Portugal não pode deixar de acompanhar o destino europeu nesta matéria. Seria estulto pretender conservar durante muito mais tempo indústrias ou segmentos industriais condenados a perder, dentro de um prazo relativamente curto, a competição para outros países que produzem os mesmos artigos a custos muito inferiores. Esse desenvolvimento será aliás potenciado e apressado pela crescente liberalização do comércio internacional, seja a nível global - se a "Ronda de Doha" para um acordo multilateral de comércio no âmbito da Organização Mundial do Comércio (OMC) chegar a bom termo -, seja a nível bilateral - mercê dos acordos de comércio livre que a União Europeia já concluiu ou está a negociar.

O recente caso das "preferências comerciais" oferecidas ao Paquistão mostra o perigo que correm os setores industriais nacionais, como a indústria têxtil, que ainda não concluíram a necessária reconversão e modernização. O facto de essa ideia não ter ido para a frente, por não ter sido possível obter o necessário "waiver" (autorização de derrogação) da OMC, não deve deixar ninguém aliviado. Não tardará muitos anos que outros países, incluindo o próprio Paquistão, venham a beneficiar da redução ou eliminação dos direitos de importação nessas indústrias, por efeito de acordos comerciais bilaterais (por exemplo, com a Índia ou a Ucrânia ou o Vietname) ou em virtude do alargamento do "sistema geral de preferências comerciais" da União. Ilude-se quem pensa que esse movimento de liberalização pode ser travado.

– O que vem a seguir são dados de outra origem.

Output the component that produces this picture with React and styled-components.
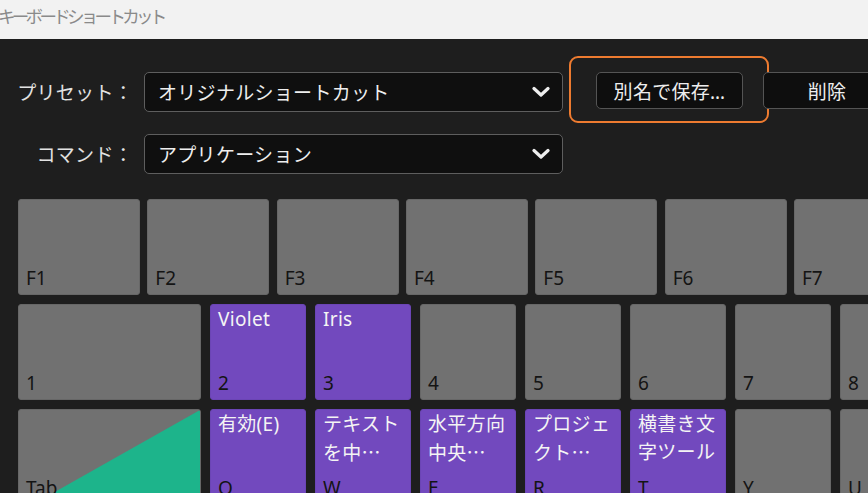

De resto, em vez de ver nessa liberalização comercial apenas os seus riscos para alguns segmentos da nossa indústria - que obviamente convém atenuar -, ela deve ser vista sobretudo como enorme oportunidade para os setores económicos mais competitivos. Por isso, importa avaliar desde cedo as enormes potencialidades dos novos acordos comerciais com mercados de crescimento pujante, como a Coreia, a Índia ou o Mercosul. Uma estratégia de crescimento das exportações, de importância vital para a diminuição do défice comercial e do endividamento externo da nossa economia, não pode ignorar a política de comércio e de investimento externo da UE.

Por exemplo, o ambicioso acordo comercial com a Coreia começa a ser aplicado em Julho próximo. É já amanhã!